EXERCISE BRIEF: Below is a listing. Return the lines from the one that contains "Write the React" to the one that contains "up on unfinished", both ends included, verbatim and with no pictures.

DATA FOR THIS EXERCISE:
────────
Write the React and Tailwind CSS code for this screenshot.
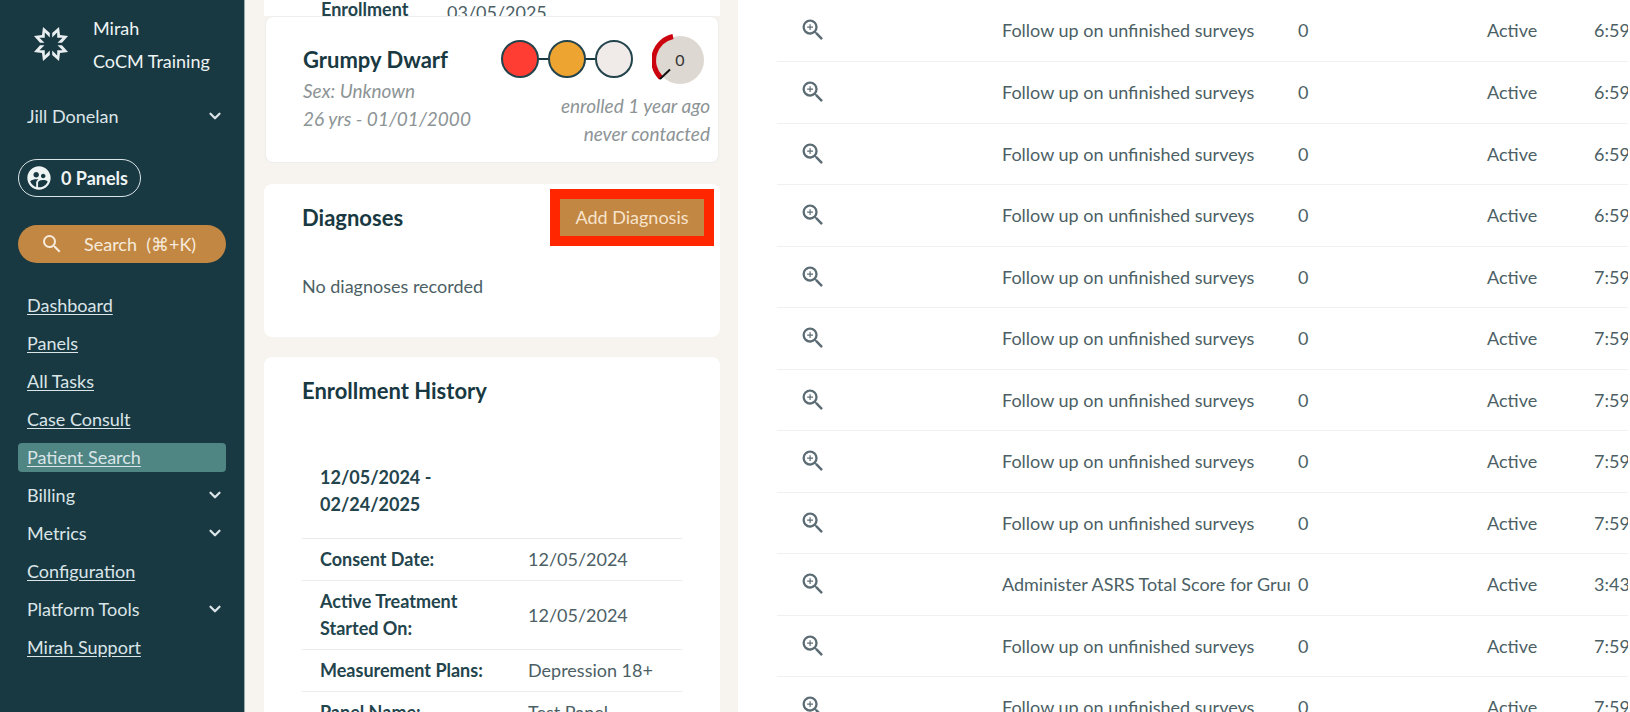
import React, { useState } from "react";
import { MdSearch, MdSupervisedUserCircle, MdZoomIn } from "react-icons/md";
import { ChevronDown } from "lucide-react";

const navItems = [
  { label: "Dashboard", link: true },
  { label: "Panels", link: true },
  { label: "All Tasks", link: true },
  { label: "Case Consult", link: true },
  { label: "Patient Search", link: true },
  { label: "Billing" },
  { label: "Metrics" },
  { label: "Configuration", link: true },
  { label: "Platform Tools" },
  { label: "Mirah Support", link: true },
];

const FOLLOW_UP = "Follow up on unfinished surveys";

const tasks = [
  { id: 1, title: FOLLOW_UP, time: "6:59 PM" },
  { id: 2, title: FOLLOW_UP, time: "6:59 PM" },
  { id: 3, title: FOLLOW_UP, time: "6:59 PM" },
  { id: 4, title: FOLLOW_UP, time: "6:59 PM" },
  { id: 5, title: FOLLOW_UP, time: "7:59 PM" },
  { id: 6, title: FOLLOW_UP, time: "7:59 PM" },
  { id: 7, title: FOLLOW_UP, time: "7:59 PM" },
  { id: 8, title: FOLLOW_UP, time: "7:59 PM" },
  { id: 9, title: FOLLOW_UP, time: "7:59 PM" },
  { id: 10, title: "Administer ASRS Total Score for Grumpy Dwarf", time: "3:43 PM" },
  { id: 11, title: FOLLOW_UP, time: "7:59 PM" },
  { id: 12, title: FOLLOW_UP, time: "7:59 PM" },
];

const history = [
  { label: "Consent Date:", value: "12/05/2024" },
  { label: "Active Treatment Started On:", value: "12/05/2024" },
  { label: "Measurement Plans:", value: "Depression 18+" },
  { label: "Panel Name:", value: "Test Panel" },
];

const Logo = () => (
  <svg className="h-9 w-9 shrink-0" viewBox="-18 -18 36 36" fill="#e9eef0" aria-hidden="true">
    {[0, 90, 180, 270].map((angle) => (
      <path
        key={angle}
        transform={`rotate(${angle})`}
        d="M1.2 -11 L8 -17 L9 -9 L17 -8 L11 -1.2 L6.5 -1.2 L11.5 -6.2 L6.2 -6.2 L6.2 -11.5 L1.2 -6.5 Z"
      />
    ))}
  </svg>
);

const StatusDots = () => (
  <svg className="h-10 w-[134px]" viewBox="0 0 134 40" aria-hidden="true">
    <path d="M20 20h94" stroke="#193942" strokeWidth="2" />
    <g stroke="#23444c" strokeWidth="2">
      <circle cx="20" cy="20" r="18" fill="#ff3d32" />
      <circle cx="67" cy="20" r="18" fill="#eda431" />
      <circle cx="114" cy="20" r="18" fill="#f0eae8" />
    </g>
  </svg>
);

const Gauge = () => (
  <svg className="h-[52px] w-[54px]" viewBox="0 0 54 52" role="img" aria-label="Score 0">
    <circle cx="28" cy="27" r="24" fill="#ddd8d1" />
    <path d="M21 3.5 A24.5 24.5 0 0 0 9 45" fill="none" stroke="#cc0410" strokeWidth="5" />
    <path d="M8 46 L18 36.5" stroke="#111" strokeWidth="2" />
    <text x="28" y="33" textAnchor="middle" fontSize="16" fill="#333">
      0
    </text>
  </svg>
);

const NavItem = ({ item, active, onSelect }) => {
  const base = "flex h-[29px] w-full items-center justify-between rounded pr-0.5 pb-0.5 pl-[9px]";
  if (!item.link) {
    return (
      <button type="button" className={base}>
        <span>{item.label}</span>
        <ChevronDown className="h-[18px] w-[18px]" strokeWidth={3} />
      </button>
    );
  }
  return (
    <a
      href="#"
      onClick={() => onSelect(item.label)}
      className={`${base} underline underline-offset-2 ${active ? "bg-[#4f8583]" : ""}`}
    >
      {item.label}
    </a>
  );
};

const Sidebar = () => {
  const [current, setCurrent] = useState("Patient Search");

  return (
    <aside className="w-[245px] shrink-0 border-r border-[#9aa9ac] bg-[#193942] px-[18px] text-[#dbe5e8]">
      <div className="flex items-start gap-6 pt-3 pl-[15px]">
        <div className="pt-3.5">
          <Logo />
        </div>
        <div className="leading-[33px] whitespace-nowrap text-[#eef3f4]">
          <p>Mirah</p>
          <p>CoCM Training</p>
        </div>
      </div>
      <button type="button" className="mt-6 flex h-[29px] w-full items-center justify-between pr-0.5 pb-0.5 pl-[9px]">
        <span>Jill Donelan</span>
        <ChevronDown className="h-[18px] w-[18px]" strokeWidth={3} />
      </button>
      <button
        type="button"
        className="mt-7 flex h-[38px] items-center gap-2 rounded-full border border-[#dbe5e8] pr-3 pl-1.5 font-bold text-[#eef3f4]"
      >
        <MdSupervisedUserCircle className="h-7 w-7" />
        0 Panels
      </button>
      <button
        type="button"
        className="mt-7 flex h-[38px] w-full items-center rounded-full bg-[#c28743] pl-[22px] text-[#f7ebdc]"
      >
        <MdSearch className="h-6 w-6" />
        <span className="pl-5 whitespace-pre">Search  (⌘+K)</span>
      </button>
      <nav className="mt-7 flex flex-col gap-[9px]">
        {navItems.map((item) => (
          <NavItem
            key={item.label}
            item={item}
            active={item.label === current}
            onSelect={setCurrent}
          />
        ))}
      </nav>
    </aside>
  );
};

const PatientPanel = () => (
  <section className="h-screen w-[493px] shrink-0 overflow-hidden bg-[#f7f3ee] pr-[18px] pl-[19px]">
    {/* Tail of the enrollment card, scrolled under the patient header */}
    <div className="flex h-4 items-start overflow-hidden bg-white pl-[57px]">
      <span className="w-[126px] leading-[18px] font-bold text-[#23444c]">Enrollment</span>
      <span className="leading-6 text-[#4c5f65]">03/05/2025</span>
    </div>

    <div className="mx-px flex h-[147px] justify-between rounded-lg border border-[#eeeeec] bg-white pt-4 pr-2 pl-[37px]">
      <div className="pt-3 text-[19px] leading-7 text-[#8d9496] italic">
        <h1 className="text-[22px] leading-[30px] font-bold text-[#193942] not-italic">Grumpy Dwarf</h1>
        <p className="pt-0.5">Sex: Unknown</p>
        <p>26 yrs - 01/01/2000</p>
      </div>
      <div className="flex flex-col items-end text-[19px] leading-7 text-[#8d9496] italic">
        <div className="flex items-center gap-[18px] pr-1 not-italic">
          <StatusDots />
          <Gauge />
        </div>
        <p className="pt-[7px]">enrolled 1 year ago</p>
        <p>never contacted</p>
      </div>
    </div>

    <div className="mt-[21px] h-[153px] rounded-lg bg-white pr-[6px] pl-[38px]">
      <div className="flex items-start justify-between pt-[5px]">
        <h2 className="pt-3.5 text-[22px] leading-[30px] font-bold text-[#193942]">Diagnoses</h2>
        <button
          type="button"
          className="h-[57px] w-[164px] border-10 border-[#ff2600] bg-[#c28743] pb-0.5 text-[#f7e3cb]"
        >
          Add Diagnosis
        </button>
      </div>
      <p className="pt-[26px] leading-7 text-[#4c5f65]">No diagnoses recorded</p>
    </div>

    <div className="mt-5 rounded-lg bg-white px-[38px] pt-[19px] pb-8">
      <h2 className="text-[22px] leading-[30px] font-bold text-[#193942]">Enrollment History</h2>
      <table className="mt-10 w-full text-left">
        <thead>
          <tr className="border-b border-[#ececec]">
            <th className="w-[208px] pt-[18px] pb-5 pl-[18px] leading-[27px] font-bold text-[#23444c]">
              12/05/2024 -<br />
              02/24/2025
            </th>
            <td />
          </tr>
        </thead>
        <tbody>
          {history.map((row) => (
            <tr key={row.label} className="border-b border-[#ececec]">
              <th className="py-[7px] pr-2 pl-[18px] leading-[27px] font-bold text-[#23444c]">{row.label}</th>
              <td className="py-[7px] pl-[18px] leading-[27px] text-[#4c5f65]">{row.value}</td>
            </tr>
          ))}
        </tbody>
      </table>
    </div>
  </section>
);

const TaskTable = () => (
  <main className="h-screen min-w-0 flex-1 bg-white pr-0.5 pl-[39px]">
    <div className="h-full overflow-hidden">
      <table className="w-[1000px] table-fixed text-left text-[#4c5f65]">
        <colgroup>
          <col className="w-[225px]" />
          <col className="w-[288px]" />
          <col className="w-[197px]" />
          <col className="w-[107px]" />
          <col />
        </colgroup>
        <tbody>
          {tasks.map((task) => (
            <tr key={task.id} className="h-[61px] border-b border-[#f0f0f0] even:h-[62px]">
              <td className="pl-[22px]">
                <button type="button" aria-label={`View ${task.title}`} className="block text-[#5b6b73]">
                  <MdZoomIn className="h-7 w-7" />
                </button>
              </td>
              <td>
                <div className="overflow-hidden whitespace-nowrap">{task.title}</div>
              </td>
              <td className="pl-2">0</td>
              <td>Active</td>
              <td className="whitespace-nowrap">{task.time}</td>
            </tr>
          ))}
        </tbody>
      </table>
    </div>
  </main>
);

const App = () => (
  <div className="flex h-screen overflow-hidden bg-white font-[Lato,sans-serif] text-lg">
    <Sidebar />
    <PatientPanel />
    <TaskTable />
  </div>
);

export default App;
────────
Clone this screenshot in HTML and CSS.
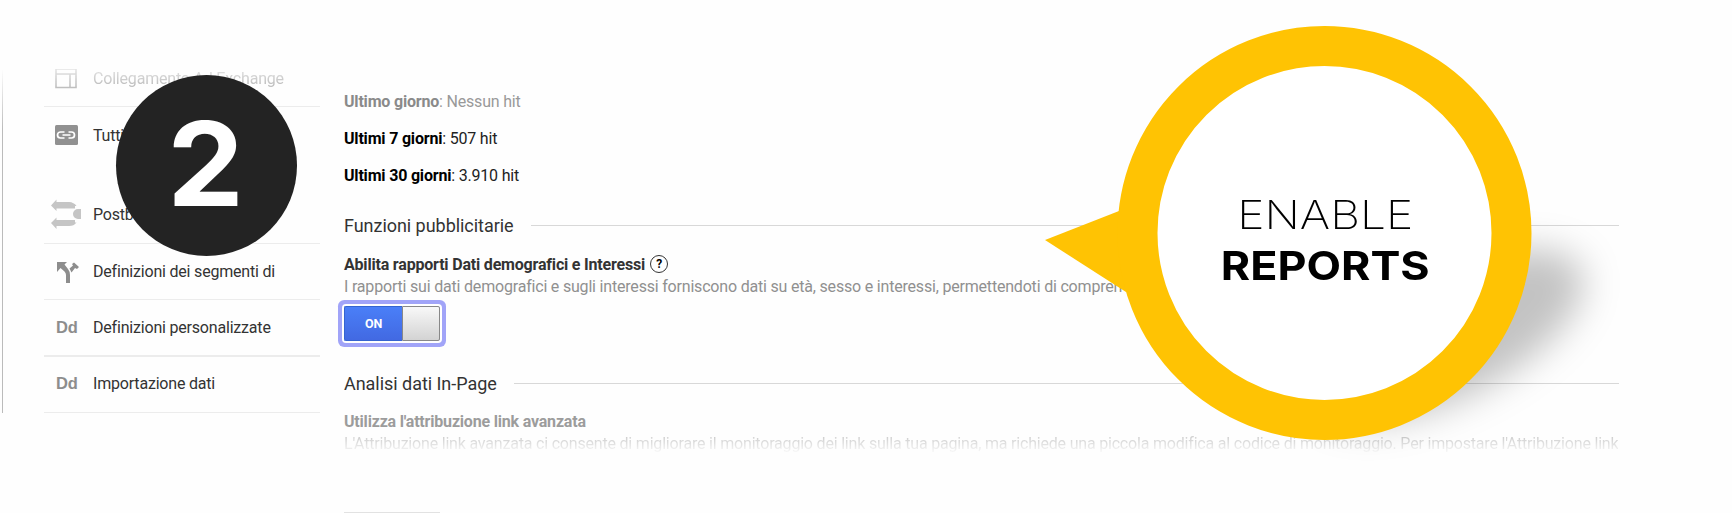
────────
ANSWER TO THIS TASK:
Write the React and Tailwind CSS code for this screenshot.
import React, { useState } from "react";
import { MdSearch, MdSupervisedUserCircle, MdZoomIn } from "react-icons/md";
import { ChevronDown } from "lucide-react";

const navItems = [
  { label: "Dashboard", link: true },
  { label: "Panels", link: true },
  { label: "All Tasks", link: true },
  { label: "Case Consult", link: true },
  { label: "Patient Search", link: true },
  { label: "Billing" },
  { label: "Metrics" },
  { label: "Configuration", link: true },
  { label: "Platform Tools" },
  { label: "Mirah Support", link: true },
];

const FOLLOW_UP = "Follow up on unfinished surveys";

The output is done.